Generating valid conversation pairs...


Pairs generated:   0%|          | 0/10000 [00:00<?, ?it/s]

In [17]:
def clean_text(text):
    text = re.sub(r'@\w+|http\S+', '', text)
    return text.strip()[:200]  # Limit to 200 characters

print("\nCleaning text...")
inputs = [clean_text(p[0]) for p in tqdm(pairs)]
targets = [clean_text(p[1]) for p in tqdm(pairs)]



Cleaning text...


  0%|          | 0/10000 [00:00<?, ?it/s]

  0%|          | 0/10000 [00:00<?, ?it/s]

In [18]:
train_inputs, val_inputs, train_targets, val_targets = train_test_split(
    inputs, targets, test_size=CONFIG["test_size"], random_state=42
)
print(f"\nTraining samples: {len(train_inputs)}")
print(f"Validation samples: {len(val_inputs)}")



Training samples: 9000
Validation samples: 1000


In [19]:
class ChatDataset(Dataset):
    def __init__(self, inputs, targets, tokenizer, max_len):
        self.inputs = inputs
        self.targets = targets
        self.tokenizer = tokenizer
        self.max_len = max_len

    def __len__(self): return len(self.inputs)

    def __getitem__(self, idx):
        input_enc = self.tokenizer(
            self.inputs[idx],
            max_length=self.max_len,
            padding='max_length',
            truncation=True,
            return_tensors='pt'
        )
        target_enc = self.tokenizer(
            self.targets[idx],
            max_length=self.max_len,
            padding='max_length',
            truncation=True,
            return_tensors='pt'
        )
        return {
            'input_ids': input_enc['input_ids'].squeeze(),
            'attention_mask': input_enc['attention_mask'].squeeze(),
            'labels': target_enc['input_ids'].squeeze()
        }

In [20]:
!pip install sentencepiece --quiet

In [21]:
device = torch.device("cuda" if torch.cuda.is_available() else "cpu")
print(f"\nInitializing model on {device}...")

tokenizer = T5Tokenizer.from_pretrained(CONFIG["base_model"])
model = T5ForConditionalGeneration.from_pretrained(CONFIG["base_model"]).to(device)

train_dataset = ChatDataset(train_inputs, train_targets, tokenizer, CONFIG["max_length"])
val_dataset = ChatDataset(val_inputs, val_targets, tokenizer, CONFIG["max_length"])

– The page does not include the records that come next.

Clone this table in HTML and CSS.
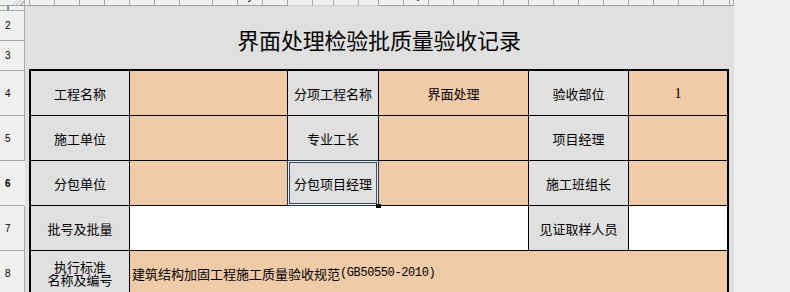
FILE: index.html
```html
<!DOCTYPE html>
<html lang="zh-CN">
<head>
<meta charset="utf-8">
<title>界面处理检验批质量验收记录</title>
<link rel="stylesheet" href="styles.css">
</head>
<body>
  <div class="colhead">
    <div class="ch corner"><i class="hatch"></i></div>
    <div class="ch"><span>A</span></div>
    <div class="ch"><span>B</span></div>
    <div class="ch"><span>C</span></div>
    <div class="ch"><span>D</span></div>
    <div class="ch"><span>E</span></div>
    <div class="ch"><span>F</span></div>
    <div class="ch"><span>G</span></div>
    <div class="ch"><span>H</span></div>
    <div class="ch"><span>I</span></div>
    <div class="ch"><span>J</span></div>
    <div class="ch"><span>K</span></div>
    <div class="ch on"><span>L</span></div>
    <div class="ch on"><span>M</span></div>
    <div class="ch on"><span>N</span></div>
    <div class="ch on"><span>O</span></div>
    <div class="ch"><span>P</span></div>
    <div class="ch"><span>Q</span></div>
    <div class="ch"><span>R</span></div>
    <div class="ch"><span>S</span></div>
    <div class="ch"><span>T</span></div>
    <div class="ch"><span>U</span></div>
    <div class="ch"><span>V</span></div>
    <div class="ch"><span>W</span></div>
    <div class="ch"><span>X</span></div>
    <div class="ch"><span>Y</span></div>
    <div class="ch"><span>Z</span></div>
    <div class="ch"><span>AA</span></div>
    <div class="ch"><span>AB</span></div>
    <div class="ch"><span>AC</span></div>
    <div class="ch"><span>AD</span></div>
  </div>

  <div class="body-row">
    <div class="rowhead">
      <div class="rh r-tiny">1</div>
      <div class="rh r-title">2</div>
      <div class="rh r-title">3</div>
      <div class="rh r-form">4</div>
      <div class="rh r-form">5</div>
      <div class="rh r-form on">6</div>
      <div class="rh r-form">7</div>
      <div class="rh r-form">8</div>
    </div>

    <main class="sheet">
      <h1 class="title">界面处理检验批质量验收记录</h1>
      <div class="form">
        <div class="c lbl">工程名称</div>
        <div class="c val"></div>
        <div class="c lbl">分项工程名称</div>
        <div class="c val">界面处理</div>
        <div class="c lbl">验收部位</div>
        <div class="c val num">1</div>

        <div class="c lbl">施工单位</div>
        <div class="c val"></div>
        <div class="c lbl">专业工长</div>
        <div class="c val"></div>
        <div class="c lbl">项目经理</div>
        <div class="c val"></div>

        <div class="c lbl">分包单位</div>
        <div class="c val"></div>
        <div class="c lbl active">分包项目经理<i class="handle"></i></div>
        <div class="c val"></div>
        <div class="c lbl">施工班组长</div>
        <div class="c val"></div>

        <div class="c lbl">批号及批量</div>
        <div class="c blank span3"></div>
        <div class="c lbl">见证取样人员</div>
        <div class="c blank"></div>

        <div class="c lbl two"><span>执行标准</span><span>名称及编号</span></div>
        <div class="c val span5 left">建筑结构加固工程施工质量验收规范<span class="code">(GB50550-2010)</span></div>
      </div>
    </main>
  </div>
</body>
</html>
```

FILE: styles.css
```css
html, body {
  margin: 0;
  padding: 0;
}

body {
  width: 790px;
  height: 292px;
  overflow: hidden;
  background: #efefef;
  font-family: "Noto Sans CJK SC", sans-serif;
  color: #000;
}

/* ---- column header strip ---- */
.colhead {
  display: grid;
  grid-template-columns: 25px 5px repeat(6, 25px) 33px repeat(4, 25px) 21px 25px 20px repeat(13, 25px) 26px 4px;
  width: 734px;
  height: 6px;
}

.ch {
  position: relative;
  box-sizing: border-box;
  height: 6px;
  overflow: hidden;
  background: #f0f0f0;
  border-right: 1px solid #a8a8a8;
  border-bottom: 1px solid #a0a0a0;
  font: 11px "DejaVu Sans", sans-serif;
  text-align: center;
  color: #000;
}

.ch span {
  display: block;
  line-height: 11px;
  margin-top: -9px;
}

.ch.on {
  border-bottom-color: #cfcfcf;
}

.corner .hatch {
  position: absolute;
  right: 0;
  top: 0;
  width: 12px;
  height: 5px;
  background: repeating-linear-gradient(135deg, #b8b8b8 0 1px, #f0f0f0 1px 3px);
  clip-path: polygon(100% 0, 100% 100%, 0 100%, 40% 0);
}

/* ---- rows ---- */
.body-row {
  display: flex;
}

.rowhead {
  flex: none;
  width: 25px;
}

.rh {
  box-sizing: border-box;
  display: flex;
  align-items: center;
  padding-left: 5px;
  overflow: hidden;
  background: #f0f0f0;
  border-right: 1px solid #a8a8a8;
  border-bottom: 1px solid #a8a8a8;
  font: 10px "Liberation Sans", sans-serif;
  color: #000;
}

.rh.on {
  font-weight: bold;
  border-right-color: #f0f0f0;
}

.r-tiny { height: 5px; }
.r-title { height: 30px; }
.r-form { height: 45px; }

/* ---- sheet ---- */
.sheet {
  flex: none;
  box-sizing: border-box;
  width: 709px;
  height: 286px;
  padding-left: 4px;
  background: #e0e0e0;
}

.title {
  box-sizing: border-box;
  display: flex;
  align-items: center;
  justify-content: center;
  width: 700px;
  height: 63px;
  margin: 0;
  padding-top: 3px;
  font-size: 22px;
  font-weight: 400;
  letter-spacing: -0.2px;
}

.form {
  display: grid;
  grid-template-columns: 98px 157px 90px 149px 99px 98px;
  grid-auto-rows: 44px;
  gap: 1px;
  width: 696px;
  background: #000;
  border: 2px solid #000;
  border-bottom: 0;
}

.c {
  display: flex;
  align-items: center;
  justify-content: center;
  font-size: 13px;
  line-height: 13px;
  white-space: nowrap;
}

.lbl { background: #e0e0e0; }
.val { background: #f0cba8; }
.blank { background: #fff; }

.span3 { grid-column: span 3; }
.span5 { grid-column: span 5; }

.left {
  justify-content: flex-start;
  padding-left: 2px;
}

.two {
  flex-direction: column;
}

.two span {
  display: block;
  line-height: 13px;
}

.num {
  font-family: "Liberation Serif", serif;
  font-size: 14px;
}

.code {
  font-family: "Liberation Mono", monospace;
  font-size: 12px;
  letter-spacing: -0.4px;
}

/* active cell frame with fill handle */
.active {
  position: relative;
}

.active::after {
  content: "";
  position: absolute;
  inset: -1px;
  border: 1px solid #22364f;
  box-shadow: inset 0 0 0 1px #eef2f6, inset 0 0 0 2px #3a4a5c;
  pointer-events: none;
}

.handle {
  position: absolute;
  right: -3px;
  bottom: -3px;
  width: 5px;
  height: 4px;
  background: #000;
  z-index: 1;
}
```
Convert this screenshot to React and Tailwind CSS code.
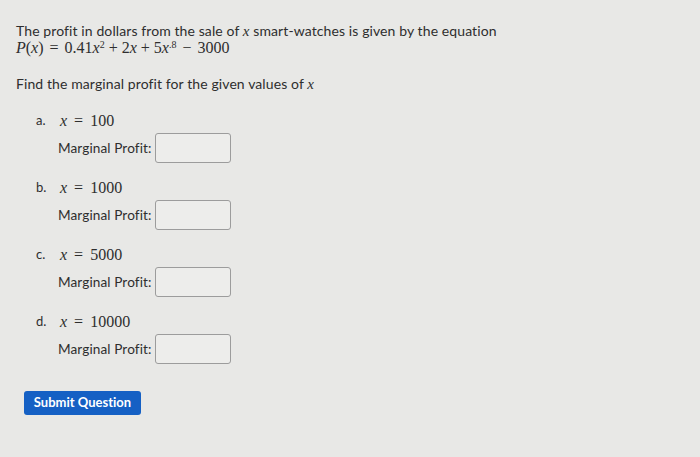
import React from 'react';

const sans = {
  fontFamily: 'Lato, "Open Sans", sans-serif',
  fontVariantLigatures: 'none',
};

const X = () => <i className="font-['Liberation_Serif',serif] text-[15px]">x</i>;

const Part = ({ letter, value }) => (
  <div className="mb-[15px]">
    <div className="flex h-[20px] items-center">
      <span className="w-[24px] text-[13px]">{letter}.</span>
      <span className="font-['Liberation_Serif',serif] text-[16px]">
        <i>x</i> <span className="mx-[3px]">=</span> {value}
      </span>
    </div>
    <div className="mt-[2px] flex h-[30px] items-center pl-[22px]">
      <span className="w-[97px] text-[13.6px] tracking-[0.1px]">Marginal Profit:</span>
      <div className="h-[30px] w-[76px] rounded-[3px] border border-[#9c9c9c] bg-[#ededeb]" />
    </div>
  </div>
);

export default function App() {
  return (
    <div
      className="h-[457px] w-[700px] bg-[#e8e8e6] pl-[16px] pt-[22px] text-[#2e2e2e]"
      style={sans}
    >
      <p className="text-[14px] leading-[17px] tracking-[0.1px]">
        The profit in dollars from the sale of <X /> smart-watches is given by the equation
      </p>
      <p className="-mt-[1px] font-['Liberation_Serif',serif] text-[16px] leading-[17px]">
        <i>P</i>(<i>x</i>) <span className="mx-[2px]">=</span> 0.41<i>x</i>
        <sup className="text-[10px]">2</sup> + 2<i>x</i> + 5<i>x</i>
        <sup className="text-[10px]">.8</sup> <span className="mx-[2px]">−</span> 3000
      </p>
      <p className="mt-[19px] text-[14px] leading-[17px] tracking-[0.1px]">
        Find the marginal profit for the given values of <X />
      </p>
      <div className="mt-[18px] pl-[20px]">
        <Part letter="a" value="100" />
        <Part letter="b" value="1000" />
        <Part letter="c" value="5000" />
        <Part letter="d" value="10000" />
      </div>
      <button className="ml-[8px] mt-[12px] h-[24px] w-[117px] rounded-[3px] bg-[#1560c4] text-[13px] font-bold text-white">
        Submit Question
      </button>
    </div>
  );
}
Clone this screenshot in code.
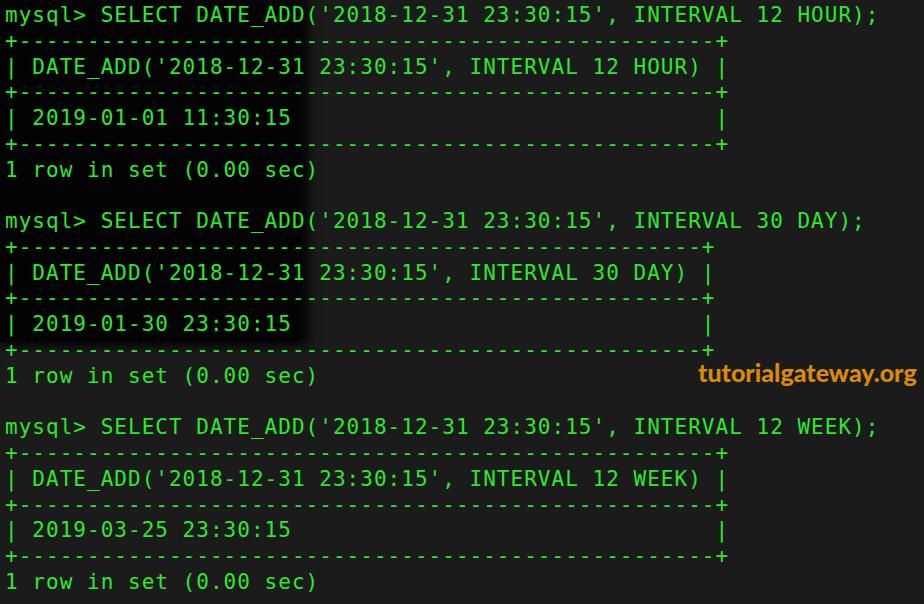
import React from "react";

const blocks = [
  {
    cmd: "mysql> SELECT DATE_ADD('2018-12-31 23:30:15', INTERVAL 12 HOUR);",
    head: "DATE_ADD('2018-12-31 23:30:15', INTERVAL 12 HOUR)",
    val: "2019-01-01 11:30:15",
  },
  {
    cmd: "mysql> SELECT DATE_ADD('2018-12-31 23:30:15', INTERVAL 30 DAY);",
    head: "DATE_ADD('2018-12-31 23:30:15', INTERVAL 30 DAY)",
    val: "2019-01-30 23:30:15",
  },
  {
    cmd: "mysql> SELECT DATE_ADD('2018-12-31 23:30:15', INTERVAL 12 WEEK);",
    head: "DATE_ADD('2018-12-31 23:30:15', INTERVAL 12 WEEK)",
    val: "2019-03-25 23:30:15",
  },
];

function buildLines() {
  const lines: string[] = [];
  blocks.forEach((b, i) => {
    const w = b.head.length;
    const border = "+" + "-".repeat(w + 2) + "+";
    lines.push(b.cmd);
    lines.push(border);
    lines.push("| " + b.head + " |");
    lines.push(border);
    lines.push("| " + b.val.padEnd(w, " ") + " |");
    lines.push(border);
    lines.push("1 row in set (0.00 sec)");
    if (i < blocks.length - 1) lines.push("");
  });
  return lines;
}

export default function App() {
  const lines = buildLines();
  return (
    <div className="relative w-[924px] h-[604px] overflow-hidden bg-[#1b1b1b]">
      <div className="absolute left-0 top-0 w-[298px] h-[342px] bg-[#030303] shadow-[6px_0_10px_4px_#030303]" />
      <div
        className="relative pl-[5px] pt-[3px] text-[21px] leading-[25.77px] tracking-[1.02px] text-[#2ee82e] whitespace-pre"
        style={{ fontFamily: '"DejaVu Sans Mono", "Liberation Mono", monospace' }}
      >
        {lines.map((l, i) => (
          <div key={i} className="h-[25.77px]">
            {l}
          </div>
        ))}
      </div>
      <div
        className="absolute left-[698px] top-[360px] text-[25px] font-black leading-none text-[#d98a0b]"
        style={{ fontFamily: 'Lato, "Noto Sans", sans-serif' }}
      >
        tutorialgateway.org
      </div>
    </div>
  );
}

Initializing model on cuda...


In [22]:
training_args = TrainingArguments(
    output_dir='./results',
    num_train_epochs=CONFIG["epochs"],
    per_device_train_batch_size=CONFIG["batch_size"],
    per_device_eval_batch_size=CONFIG["batch_size"],
    evaluation_strategy='epoch',
    fp16=True,
    logging_steps=50,
    save_strategy='epoch',
    report_to='none',
    optim="adafactor",  # Uses less memory
)

trainer = Trainer(
    model=model,
    args=training_args,
    train_dataset=train_dataset,
    eval_dataset=val_dataset
)



In [23]:
print("\nStarting training...")
train_result = trainer.train()
print("\nTraining completed!")




Starting training...


Epoch,Training Loss,Validation Loss
1,0.9843,0.882171
2,0.9277,0.854607



Training completed!


In [24]:
print("\nSaving model...")
model.save_pretrained('chatbot_model')
tokenizer.save_pretrained('chatbot_model')
print("Model saved to 'chatbot_model' directory")


Saving model...
Model saved to 'chatbot_model' directory


In [25]:
from transformers import T5Tokenizer, T5ForConditionalGeneration
import gradio as gr
import re

tokenizer = T5Tokenizer.from_pretrained('chatbot_model')
model = T5ForConditionalGeneration.from_pretrained('chatbot_model')

def clean_input(text):
    return re.sub(r'@\w+|http\S+', '', text).strip()

def respond(message, history):
    message = clean_input(message)
    inputs = tokenizer.encode(
        message,
        return_tensors='pt',
        max_length=128,
        truncation=True
    )
    outputs = model.generate(
        inputs,
        max_length=160,
        num_beams=5,
        early_stopping=True
    )
    return tokenizer.decode(outputs[0], skip_special_tokens=True)

gr.ChatInterface(respond).launch()

  self.chatbot = Chatbot(


* Running on local URL:  http://127.0.0.1:7860

To create a public link, set `share=True` in `launch()`.